The findings of this study reveal critical insights into how IoT-enabled predictive maintenance influences supply chain sustainability, showcasing both its potential and the challenges faced during its implementation. One of the most significant impacts observed is the improvement in operational efficiency. By reducing unplanned downtime and enabling more precise maintenance scheduling, predictive maintenance ensures the continuity of production processes, a vital aspect of maintaining competitive advantage in fast-paced industries. This shift from reactive to proactive maintenance not only enhances productivity but also contributes to minimizing the risks associated with equipment failure. Furthermore, organizations that adopted predictive maintenance reported substantial cost savings. By reducing emergency repairs and optimizing the use of resources such as labor, spare parts, and energy, predictive maintenance addresses key financial concerns, especially in industries that rely heavily on machinery. The technology’s ability to extend the lifespan of equipment also plays a crucial role in lowering costs over the long term. In addition to financial and operational benefits, predictive maintenance has significant environmental advantages.
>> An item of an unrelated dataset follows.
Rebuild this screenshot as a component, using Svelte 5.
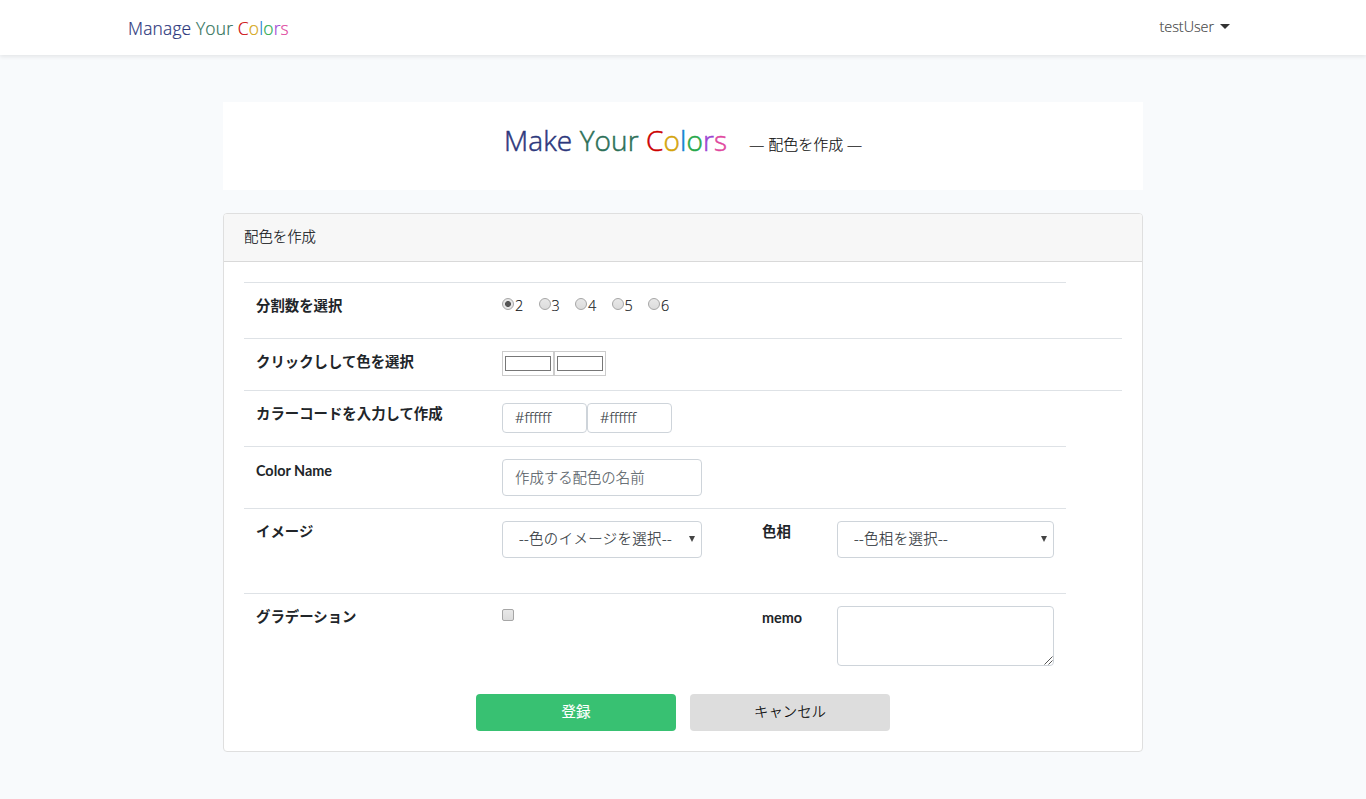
<script>
  const counts = [2, 3, 4, 5, 6];
  const letters = [
    ['C', '#cc0000'],
    ['o', '#d4a40c'],
    ['l', '#1482d2'],
    ['o', '#27a84a'],
    ['r', '#9b45d3'],
    ['s', '#e0479e']
  ];
  let count = $state(2);
  let codes = $state(['#ffffff', '#ffffff']);
</script>

{#snippet brand(first)}
  <span class="first">{first}</span> <span class="your">Your</span> <span>{#each letters as [l, c]}<span style="color:{c}">{l}</span>{/each}</span>
{/snippet}

<nav>
  <a class="brand" href="#top">{@render brand('Manage')}</a>
  <a class="user" href="#user"><span>testUser</span><i class="caret"></i></a>
</nav>

<main>
  <header class="hero">
    <h1>{@render brand('Make')}</h1>
    <span class="sub">― 配色を作成 ―</span>
  </header>

  <section class="card">
    <div class="card-head">配色を作成</div>
    <div class="card-body">
      <div class="row r1">
        <b>分割数を選択</b>
        <div class="radios">
          {#each counts as n}
            <label><input type="radio" name="count" value={n} bind:group={count} />{n}</label>
          {/each}
        </div>
      </div>
      <div class="row r2 wide">
        <b>クリックしして色を選択</b>
        <div class="swatches">
          {#each codes as c}
            <button class="swatch" aria-label="color"><span style="background:{c}"></span></button>
          {/each}
        </div>
      </div>
      <div class="row r3 wide">
        <b>カラーコードを入力して作成</b>
        <div class="codes">
          {#each codes as c, i}
            <input class="control code" bind:value={codes[i]} />
          {/each}
        </div>
      </div>
      <div class="row r4">
        <b class="latin">Color Name</b>
        <input class="control" placeholder="作成する配色の名前" />
      </div>
      <div class="row r5">
        <b>イメージ</b>
        <div class="select"><select class="control"><option>--色のイメージを選択--</option></select><i></i></div>
        <b class="second">色相</b>
        <div class="select"><select class="control"><option>--色相を選択--</option></select><i></i></div>
      </div>
      <div class="row r6">
        <b>グラデーション</b>
        <input class="check" type="checkbox" />
        <b class="second latin">memo</b>
        <div class="area">
          <textarea class="control"></textarea>
          <svg width="9" height="9" viewBox="0 0 9 9"><path d="M0.5 8.5L8.5 0.5M4.5 8.5L8.5 4.5" stroke="#555" stroke-width="1" fill="none" /></svg>
        </div>
      </div>
      <div class="actions">
        <button class="save">登録</button>
        <button class="cancel">キャンセル</button>
      </div>
    </div>
  </section>
</main>

<style>
  :global(body) {
    margin: 0;
    background: #f8fafc;
    color: #111417;
    font: 300 14.4px/23px 'Open Sans', 'Noto Sans CJK JP', sans-serif;
    -webkit-text-stroke: 0.15px currentColor;
  }
  :global(html) { overflow: hidden; }
  * { box-sizing: border-box; }
  a { text-decoration: none; color: inherit; }
  nav {
    height: 55px;
    padding: 0 136px 0 128px;
    display: flex;
    align-items: center;
    justify-content: space-between;
    background: #fff;
    box-shadow: 0 2px 4px rgba(0, 0, 0, 0.08);
  }
  .first, .your, .first ~ span span { -webkit-text-stroke-color: currentColor; }
  .first { color: #2c377c; }
  .your { color: #2d7058; }
  .brand { font-size: 17.4px; letter-spacing: 0.17px; white-space: nowrap; -webkit-text-stroke-width: 0.2px; padding-top: 1px; }
  .user { display: flex; align-items: center; gap: 6px; color: #444; padding-bottom: 2px; letter-spacing: -0.05px; }
  .caret { border: 5px solid transparent; border-top-color: #333; border-bottom: 0; }
  main { width: 920px; margin: 47px auto 0; }
  .hero {
    height: 88px;
    background: #fff;
    display: flex;
    justify-content: center;
    align-items: baseline;
    gap: 22px;
    padding-top: 21px;
  }
  h1 { margin: 0; font-size: 28px; line-height: 35px; font-weight: 300; letter-spacing: 0.1px; white-space: nowrap; -webkit-text-stroke-width: 0.5px; }
  .sub { color: #111; font-size: 15px; white-space: nowrap; position: relative; top: -1px; }
  .card {
    margin-top: 23px;
    height: 539px;
    background: #fff;
    border: 1px solid #dfdfdf;
    border-radius: 4px;
    overflow: hidden;
  }
  .card-head { height: 48px; padding: 11px 20px; background: #f7f7f7; border-bottom: 1px solid #d9d9d9; }
  .card-body { padding: 20px; }
  .row {
    width: 822px;
    border-top: 1px solid #dee2e6;
    padding: 12px;
    display: grid;
    grid-template-columns: 246px 200px 60px 75px 217px;
    align-items: start;
  }
  .wide { width: 878px; }
  .r1, .r3 { height: 56px; }
  .r2 { height: 52px; }
  .r4 { height: 62px; }
  .r5 { height: 85px; }
  .r6 { height: 101px; }
  b { font-family: Lato, 'Noto Sans CJK JP', sans-serif; font-weight: 700; white-space: nowrap; margin-top: -1px; color: #212529; -webkit-text-stroke-width: 0; }
  .latin { margin-top: 0; }
  .second { grid-column: 4; }
  .radios { display: flex; }
  .radios label { display: flex; width: 36.5px; height: 22px; line-height: 22px; }
  input, select, textarea, button { margin: 0; font: inherit; }
  input[type='radio'], .check {
    appearance: none;
    width: 12px;
    height: 12px;
    flex: none;
    border: 1px solid #a6a6a6;
    background: linear-gradient(#e8e8e8, #dcdcdc);
  }
  input[type='radio'] { margin: 3px 1px 0 0; border-radius: 50%; }
  input[type='radio']:checked { background: radial-gradient(circle, #555 2.6px, #e6e6e6 3.3px); }
  .check { margin-top: 3px; border-radius: 2px; }
  .swatches, .codes { display: flex; }
  .swatch { width: 52px; height: 25px; padding: 4px 2px; background: #fff; border: 1px solid #ccc; }
  .swatch span { display: block; height: 15px; border: 1px solid #777; }
  .control {
    display: block;
    width: 100%;
    height: 37px;
    padding: 6px 12px;
    background: #fff;
    border: 1px solid #ced4da;
    border-radius: 4px;
    color: #30363b;
    outline: 0;
    appearance: none;
  }
  .control::placeholder { color: #565e66; opacity: 1; }
  .code { width: 85px; height: 30px; padding: 0 12px 2px; letter-spacing: 0.15px; }
  .select, .area { position: relative; }
  .select select { padding: 5px 0 7px 16px; letter-spacing: 0.4px; }
  .select i {
    position: absolute;
    right: 7px;
    top: 15px;
    border: 3.5px solid transparent;
    border-top: 6px solid #444;
    border-bottom: 0;
  }
  textarea.control { height: 60px; resize: none; }
  .area svg { position: absolute; right: 1px; bottom: 1px; }
  .actions { display: flex; justify-content: center; gap: 14px; }
  .actions button { width: 200px; height: 37px; padding: 0 0 2px; border: 0; border-radius: 4px; }
  .save { background: #38c172; color: #fff; font-weight: 400; }
  .cancel { background: #ddd; color: #000; }
</style>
As businesses focus increasingly on sustainability, the ability to reduce waste and energy consumption is becoming more critical. By using IoT sensors to monitor equipment performance in real time, businesses can extend equipment lifespans, reduce unnecessary replacements, and cut energy usage, all of which contribute to a reduced carbon footprint. These outcomes are in alignment with the growing trend of incorporating green practices into supply chain operations. However, the study also points to several challenges that organizations face when implementing predictive maintenance. High initial investment costs, technical complexity, and the need for skilled personnel to manage and analyze large data sets can be significant barriers. These obstacles are particularly challenging for smaller businesses with limited budgets or legacy equipment. Despite these challenges, the overall positive outcomes of predictive maintenance suggest that the benefits outweigh the costs in the long run, especially as technology evolves and becomes more accessible.

6. Conclusion

The adoption of IoT-enabled predictive maintenance is a transformative strategy for enhancing supply chain sustainability. The ability to predict and prevent equipment failures before they occur leads to improved operational efficiency, reduced downtime, and significant cost savings. This shift not only benefits businesses by increasing productivity and lowering operational costs but also contributes to environmental sustainability goals by reducing waste and energy consumption. The real-time data provided by IoT sensors allows for better decision-making, enabling organizations to allocate resources more effectively and optimize supply chain operations. While the initial investment and technical complexities of implementing predictive maintenance systems pose challenges, the long-term advantages, particularly in terms of cost efficiency and sustainability, are substantial. Businesses that successfully adopt these technologies can achieve a competitive advantage in their industries while contributing to broader environmental and economic goals. As IoT technology continues to evolve, predictive maintenance will likely play an increasingly central role in driving innovation and sustainability across supply chains, further enhancing both operational performance and environmental stewardship.